Congratulations! Youhave just replicated the essential business plan of every life insurance company in the known world.
It's like stoozing without the fine print, deadline tripwires, and credit-rating impacts. It's like playing blackjack without having to worry about pit bosses or card-counting.
I'm having a hard time distinguishing between Clif's investing plan and my habit of picking up pennies. Both are profitably virtuous and I guess there are different amounts of effort but otherwise there's not much of an incentive either way. Is it worth picking up $500K in debt for an extra $2500/year? Where does this cross the line between keeping a mortgage and emulating Long-Term Capital Management?
Why is PenFed being so nice to us instead of buying their own darn institutional shares of Vanguard's high-yield funds?
I guess my reluctance is some ill-defined fear of being caught holding the default hot potato.

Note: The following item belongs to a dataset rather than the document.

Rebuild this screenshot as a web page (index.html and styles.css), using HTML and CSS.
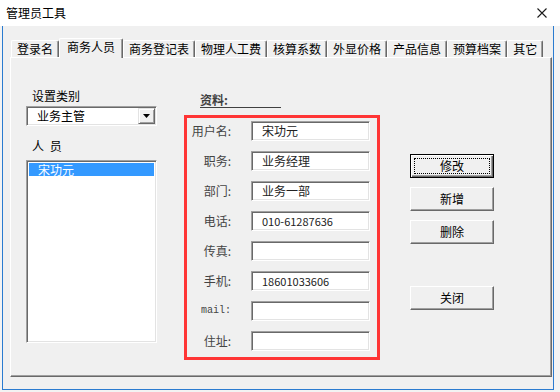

EDIT: Ah, I had to do the math.
The equity loan isn't principal at a fixed interest rate with a balloon payment at the end of the term. According to their payment calculator, it's a regular mortgage that requires a repayment of principal every month as well as interest. So although one could "profit" from the interest-rate spread, the declining principal balance actually reduces the APY below a stated CD yield. Mortgage-interest tax deductions, AMT limits, and a host of other financial maneuvers make this a tough spreadsheet.
The HELOC adjusts its interest rate quarterly. So although one could lock in a long-term CD with PenFed's money, there's one heckuva risk on the HELOC payments in a rising interest-rate environment. I'm not gonna try to arb the Fed for $2500/year.
Does Vanguard's high-yield bond APY reflect a return of principal, or is that strictly interest & cap gains?